Printed Circuit Board

As described in Part 1 of this series, we need only a few signals to perform AC Dimming; a zero cross detection signal, and the output to our switch. The circuit on the first image shows the components used. The H11AA11 sends a trigger signal every time the AC circuit crosses the zero point. It keeps the AC and low voltage DC under optically isollation, meaning your microcontroller is safe.

With this signal, the controller can output a signal to the appropiate TRIAC. Each TRIAC is optically isolated to keep the controller safe and also has an LED indicator on the low voltage side to see how much dimming is being applied.

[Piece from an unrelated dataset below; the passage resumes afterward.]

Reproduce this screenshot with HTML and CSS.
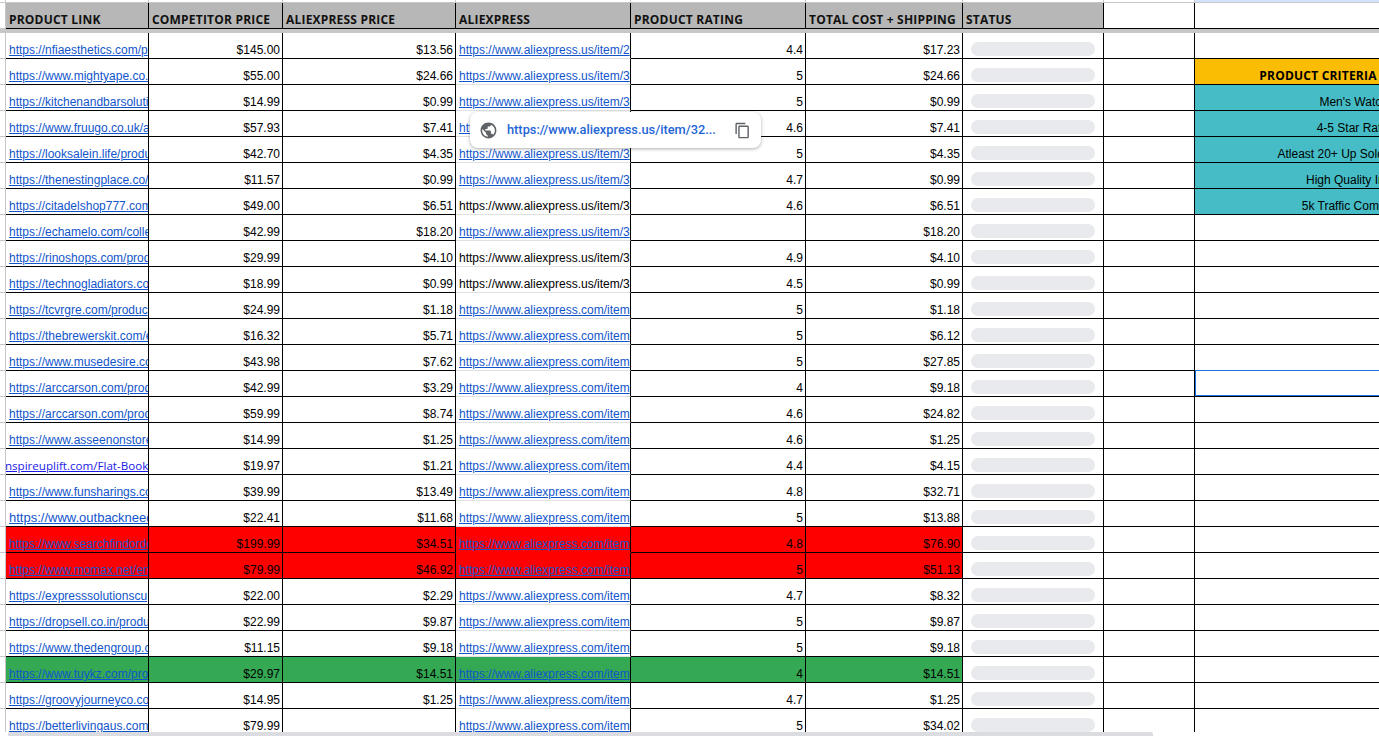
FILE: index.html
```html
<!DOCTYPE html>
<html lang="en">
<head>
  <meta charset="UTF-8" />
  <title>Product Research Sheet</title>
  <link rel="stylesheet" href="styles.css">
</head>
<body>

  <div class="sheet">
    <table class="grid">
      <colgroup>
        <col class="c-gutter"><col class="c-link"><col class="c-comp"><col class="c-price"><col class="c-ali"><col class="c-rating"><col class="c-total"><col class="c-status"><col class="c-blank"><col class="c-notes">
      </colgroup>
      <thead>
        <tr class="top-row"><td></td><td></td><td></td><td></td><td></td><td></td><td></td><td></td><td></td><td class="top-active"></td></tr>
        <tr class="head-row">
          <td class="gutter"></td>
          <th>PRODUCT LINK</th>
          <th>COMPETITOR PRICE</th>
          <th>ALIEXPRESS PRICE</th>
          <th>ALIEXPRESS</th>
          <th>PRODUCT RATING</th>
          <th>TOTAL COST + SHIPPING</th>
          <th>STATUS</th>
          <td></td>
          <td></td>
        </tr>
        <tr class="freeze"><td colspan="10"></td></tr>
      </thead>
      <tbody>
        <tr><td class="gutter"></td><td><a href="#">https://nfiaesthetics.com/p</a></td><td class="num">$145.00</td><td class="num">$13.56</td><td class="ali"><a href="#">https://www.aliexpress.us/item/2</a></td><td class="num">4.4</td><td class="num">$17.23</td><td><div class="pill"></div></td><td></td><td></td></tr>
        <tr><td class="gutter"></td><td><a href="#">https://www.mightyape.co.</a></td><td class="num">$55.00</td><td class="num">$24.66</td><td class="ali"><a href="#">https://www.aliexpress.us/item/3</a></td><td class="num">5</td><td class="num">$24.66</td><td><div class="pill"></div></td><td></td><td class="criteria-head">PRODUCT CRITERIA</td></tr>
        <tr><td class="gutter"></td><td><a href="#">https://kitchenandbarsoluti</a></td><td class="num">$14.99</td><td class="num">$0.99</td><td class="ali"><a href="#">https://www.aliexpress.us/item/3</a></td><td class="num">5</td><td class="num">$0.99</td><td><div class="pill"></div></td><td></td><td class="criteria">Men's Watches</td></tr>
        <tr><td class="gutter"></td><td><a href="#">https://www.fruugo.co.uk/a</a></td><td class="num">$57.93</td><td class="num">$7.41</td><td class="ali"><a href="#">https://www.aliexpress.us/item/3</a></td><td class="num">4.6</td><td class="num">$7.41</td><td><div class="pill"></div></td><td></td><td class="criteria">4-5 Star Ratings</td></tr>
        <tr><td class="gutter"></td><td><a href="#">https://looksalein.life/produ</a></td><td class="num">$42.70</td><td class="num">$4.35</td><td class="ali"><a href="#">https://www.aliexpress.us/item/3</a></td><td class="num">5</td><td class="num">$4.35</td><td><div class="pill"></div></td><td></td><td class="criteria">Atleast 20+ Up Sold Every Day</td></tr>
        <tr><td class="gutter"></td><td><a href="#">https://thenestingplace.co/</a></td><td class="num">$11.57</td><td class="num">$0.99</td><td class="ali"><a href="#">https://www.aliexpress.us/item/3</a></td><td class="num">4.7</td><td class="num">$0.99</td><td><div class="pill"></div></td><td></td><td class="criteria">High Quality Images</td></tr>
        <tr><td class="gutter"></td><td><a href="#">https://citadelshop777.com</a></td><td class="num">$49.00</td><td class="num">$6.51</td><td class="ali">https://www.aliexpress.us/item/3</td><td class="num">4.6</td><td class="num">$6.51</td><td><div class="pill"></div></td><td></td><td class="criteria">5k Traffic Competitors</td></tr>
        <tr><td class="gutter"></td><td><a href="#">https://echamelo.com/colle</a></td><td class="num">$42.99</td><td class="num">$18.20</td><td class="ali"><a href="#">https://www.aliexpress.us/item/3</a></td><td class="num"></td><td class="num">$18.20</td><td><div class="pill"></div></td><td></td><td></td></tr>
        <tr><td class="gutter"></td><td><a href="#">https://rinoshops.com/prod</a></td><td class="num">$29.99</td><td class="num">$4.10</td><td class="ali">https://www.aliexpress.us/item/3</td><td class="num">4.9</td><td class="num">$4.10</td><td><div class="pill"></div></td><td></td><td></td></tr>
        <tr><td class="gutter"></td><td><a href="#">https://technogladiators.co</a></td><td class="num">$18.99</td><td class="num">$0.99</td><td class="ali">https://www.aliexpress.us/item/3</td><td class="num">4.5</td><td class="num">$0.99</td><td><div class="pill"></div></td><td></td><td></td></tr>
        <tr><td class="gutter"></td><td><a href="#">https://tcvrgre.com/produc</a></td><td class="num">$24.99</td><td class="num">$1.18</td><td class="ali"><a href="#">https://www.aliexpress.com/item</a></td><td class="num">5</td><td class="num">$1.18</td><td><div class="pill"></div></td><td></td><td></td></tr>
        <tr><td class="gutter"></td><td><a href="#">https://thebrewerskit.com/e</a></td><td class="num">$16.32</td><td class="num">$5.71</td><td class="ali"><a href="#">https://www.aliexpress.com/item</a></td><td class="num">5</td><td class="num">$6.12</td><td><div class="pill"></div></td><td></td><td></td></tr>
        <tr><td class="gutter"></td><td><a href="#">https://www.musedesire.co</a></td><td class="num">$43.98</td><td class="num">$7.62</td><td class="ali"><a href="#">https://www.aliexpress.com/item</a></td><td class="num">5</td><td class="num">$27.85</td><td><div class="pill"></div></td><td></td><td class="above-active"></td></tr>
        <tr><td class="gutter"></td><td><a href="#">https://arccarson.com/prod</a></td><td class="num">$42.99</td><td class="num">$3.29</td><td class="ali"><a href="#">https://www.aliexpress.com/item</a></td><td class="num">4</td><td class="num">$9.18</td><td><div class="pill"></div></td><td></td><td class="active"></td></tr>
        <tr><td class="gutter"></td><td><a href="#">https://arccarson.com/prod</a></td><td class="num">$59.99</td><td class="num">$8.74</td><td class="ali"><a href="#">https://www.aliexpress.com/item</a></td><td class="num">4.6</td><td class="num">$24.82</td><td><div class="pill"></div></td><td></td><td></td></tr>
        <tr><td class="gutter"></td><td><a href="#">https://www.asseenonstore</a></td><td class="num">$14.99</td><td class="num">$1.25</td><td class="ali"><a href="#">https://www.aliexpress.com/item</a></td><td class="num">4.6</td><td class="num">$1.25</td><td><div class="pill"></div></td><td></td><td></td></tr>
        <tr><td class="gutter"></td><td class="shifted"><a href="#">inspireuplift.com/Flat-Book</a></td><td class="num">$19.97</td><td class="num">$1.21</td><td class="ali"><a href="#">https://www.aliexpress.com/item</a></td><td class="num">4.4</td><td class="num">$4.15</td><td><div class="pill"></div></td><td></td><td></td></tr>
        <tr><td class="gutter"></td><td><a href="#">https://www.funsharings.co</a></td><td class="num">$39.99</td><td class="num">$13.49</td><td class="ali"><a href="#">https://www.aliexpress.com/item</a></td><td class="num">4.8</td><td class="num">$32.71</td><td><div class="pill"></div></td><td></td><td></td></tr>
        <tr><td class="gutter"></td><td class="large"><a href="#">https://www.outbackneeds</a></td><td class="num">$22.41</td><td class="num">$11.68</td><td class="ali"><a href="#">https://www.aliexpress.com/item</a></td><td class="num">5</td><td class="num">$13.88</td><td><div class="pill"></div></td><td></td><td></td></tr>
        <tr class="red first"><td class="gutter"></td><td><a href="#">https://www.searchfindorde</a></td><td class="num">$199.99</td><td class="num">$34.51</td><td class="ali"><a href="#">https://www.aliexpress.com/item</a></td><td class="num">4.8</td><td class="num">$76.90</td><td><div class="pill"></div></td><td></td><td></td></tr>
        <tr class="red"><td class="gutter"></td><td><a href="#">https://www.momax.net/en</a></td><td class="num">$79.99</td><td class="num">$46.92</td><td class="ali"><a href="#">https://www.aliexpress.com/item</a></td><td class="num">5</td><td class="num">$51.13</td><td><div class="pill"></div></td><td></td><td></td></tr>
        <tr><td class="gutter"></td><td><a href="#">https://expresssolutionscu</a></td><td class="num">$22.00</td><td class="num">$2.29</td><td class="ali"><a href="#">https://www.aliexpress.com/item</a></td><td class="num">4.7</td><td class="num">$8.32</td><td><div class="pill"></div></td><td></td><td></td></tr>
        <tr><td class="gutter"></td><td><a href="#">https://dropsell.co.in/produ</a></td><td class="num">$22.99</td><td class="num">$9.87</td><td class="ali"><a href="#">https://www.aliexpress.com/item</a></td><td class="num">5</td><td class="num">$9.87</td><td><div class="pill"></div></td><td></td><td></td></tr>
        <tr><td class="gutter"></td><td><a href="#">https://www.thedengroup.c</a></td><td class="num">$11.15</td><td class="num">$9.18</td><td class="ali"><a href="#">https://www.aliexpress.com/item</a></td><td class="num">5</td><td class="num">$9.18</td><td><div class="pill"></div></td><td></td><td></td></tr>
        <tr class="green"><td class="gutter"></td><td><a href="#">https://www.tuykz.com/pro</a></td><td class="num">$29.97</td><td class="num">$14.51</td><td class="ali"><a href="#">https://www.aliexpress.com/item</a></td><td class="num">4</td><td class="num">$14.51</td><td><div class="pill"></div></td><td></td><td></td></tr>
        <tr><td class="gutter"></td><td><a href="#">https://groovyjourneyco.co</a></td><td class="num">$14.95</td><td class="num">$1.25</td><td class="ali"><a href="#">https://www.aliexpress.com/item</a></td><td class="num">4.7</td><td class="num">$1.25</td><td><div class="pill"></div></td><td></td><td></td></tr>
        <tr><td class="gutter"></td><td><a href="#">https://betterlivingaus.com</a></td><td class="num">$79.99</td><td class="num"></td><td class="ali"><a href="#">https://www.aliexpress.com/item</a></td><td class="num">5</td><td class="num">$34.02</td><td><div class="pill"></div></td><td></td><td></td></tr>
      </tbody>
    </table>
  </div>
  <div class="scrollbar"></div>

  <!-- link preview popup, floats over the sheet -->
  <div class="link-chip">
    <svg class="chip-globe" viewBox="0 0 24 24"><path d="M12 2C6.48 2 2 6.48 2 12s4.48 10 10 10 10-4.48 10-10S17.52 2 12 2zm-1 17.93c-3.95-.49-7-3.85-7-7.93 0-.62.08-1.21.21-1.79L9 15v1c0 1.1.9 2 2 2v1.93zm6.9-2.54c-.26-.81-1-1.39-1.9-1.39h-1v-3c0-.55-.45-1-1-1H8v-2h2c.55 0 1-.45 1-1V7h2c1.1 0 2-.9 2-2v-.41c2.93 1.19 5 4.06 5 7.41 0 2.08-.8 3.97-2.1 5.39z"/></svg>
    <a class="chip-url" href="#">https://www.aliexpress.us/item/32...</a>
    <svg class="chip-copy" viewBox="0 0 24 24"><path d="M16 1H4c-1.1 0-2 .9-2 2v14h2V3h12V1zm3 4H8c-1.1 0-2 .9-2 2v14c0 1.1.9 2 2 2h11c1.1 0 2-.9 2-2V7c0-1.1-.9-2-2-2zm0 16H8V7h11v14z"/></svg>
  </div>

</body>
</html>
```

FILE: styles.css
```css
html, body {
  margin: 0;
  height: 736px;
  overflow: hidden;
  background-color: #fff;
}
body {
  font-family: "Liberation Sans", Arial, sans-serif;
  font-size: 12px;
  color: #000;
}
.sheet {
  height: 732px;
  overflow: hidden;
}
.grid {
  table-layout: fixed;
  width: 1525px;
  border-collapse: separate;
  border-spacing: 0;
}
.c-gutter { width: 6px; }
.c-link { width: 143px; }
.c-comp { width: 134px; }
.c-price { width: 173px; }
.c-ali { width: 175px; }
.c-rating { width: 175px; }
.c-total { width: 157px; }
.c-status { width: 141px; }
.c-blank { width: 91px; }
.c-notes { width: 330px; }

td, th {
  box-sizing: border-box;
  height: 26px;
  padding: 0 2px 1px 3px;
  border-right: 1px solid #000;
  border-bottom: 1px solid #000;
  vertical-align: bottom;
  text-align: left;
  white-space: nowrap;
  overflow: hidden;
  line-height: 14px;
}
td a {
  color: #1155cc;
}

.top-row td {
  height: 3px;
  padding: 0;
  line-height: 0;
  border-color: #c7c7c7;
}
.top-row .top-active {
  background-color: #d3e3fd;
}
.head-row th {
  background-color: #b7b7b7;
  font-family: "Open Sans", sans-serif;
  font-size: 12px;
  font-weight: 700;
  letter-spacing: 0.2px;
  color: #111;
  padding-bottom: 1px;
}
.freeze td {
  height: 4px;
  padding: 0;
  line-height: 0;
  border: 0;
  background-color: #c7c7c7;
}

.gutter,
.top-row .gutter {
  padding: 0;
  border-right-color: #c7c7c7;
  border-bottom-color: #c7c7c7;
}
.num {
  text-align: right;
}
.ali {
  border-bottom-color: #e0e0e0;
}
.shifted {
  padding-left: 0;
  text-indent: -4px;
  font-family: "Open Sans", sans-serif;
  font-size: 11.6px;
}
.shifted a {
  color: #1a1ae6;
}
.large {
  font-size: 13px;
}

.red td:not(.gutter):not(:nth-child(8)):not(:nth-child(9)):not(:nth-child(10)) {
  background-color: #ff0000;
}
.green td:not(.gutter):not(:nth-child(8)):not(:nth-child(9)):not(:nth-child(10)) {
  background-color: #34a853;
}
.red .ali,
.green .ali {
  border-bottom-color: #000;
}
.red.first .ali {
  border-bottom-color: #ff0000;
}

.pill {
  width: 124px;
  height: 14px;
  margin: 0 0 1px 5px;
  border-radius: 7px;
  background-color: #e8eaed;
}

.criteria-head,
.criteria {
  text-align: center;
}
.criteria-head {
  background-color: #fbbc04;
  font-family: "Open Sans", sans-serif;
  font-weight: 700;
  letter-spacing: 0.2px;
  padding-right: 86px;
}
.criteria {
  background-color: #46bdc6;
}
.above-active {
  border-bottom-color: #1a73e8;
}
.active {
  box-shadow: inset 1px 0 #1a73e8, inset 0 -1px #1a73e8;
}

.scrollbar {
  width: 1145px;
  height: 4px;
  margin-left: 8px;
  border-radius: 2px 2px 0 0;
  background-color: #dadce0;
}

.link-chip {
  position: absolute;
  left: 470px;
  top: 112px;
  box-sizing: border-box;
  width: 291px;
  height: 36px;
  display: flex;
  align-items: center;
  padding: 0 10px 0 9px;
  border-radius: 8px;
  background-color: #fff;
  box-shadow: 0 1px 3px rgba(60,64,67,0.3), 0 1px 4px rgba(60,64,67,0.15);
}
.chip-globe {
  width: 19px;
  height: 19px;
  fill: #5f6368;
}
.chip-url {
  flex: 1;
  margin: 0 0 2px 9px;
  font-family: "Roboto", sans-serif;
  font-size: 12.8px;
  font-weight: 500;
  color: #1f66d6;
  text-decoration: none;
  white-space: nowrap;
}
.chip-copy {
  width: 17px;
  height: 17px;
  fill: #5f6368;
}
```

The circuit was then layed out in the schematic in picture 2 and printed. Picture 3 shows the assembled PCB along with the micro controller used, an ESP8266 board, and an AC to DC power supply.


AWS

Now that the electronics are out of the way we can focus on the web services. A DynamoDB table was used to hold the state of the swtiches and a Lambda function was created to update the DynamoDB from an Alexa command. The processor queries the DynamoDB every few seconds, reads the values in the tables and updates the dim value of each channel if necessary.
A more detail explanation on how to set everything up along with the code can be found here: https://gitlab.com/arturju/smartPowerStrip


Comments

The code used to make the ESP8266 chip read and write to a DynamoDB is still under development so there may be some bugs if anything is changed.

The free tier of AWS let's you query the DB only a certain number of times a second, exceeing this number of requests will cause them to charge your account. So make any changes in delays or update rates with caution.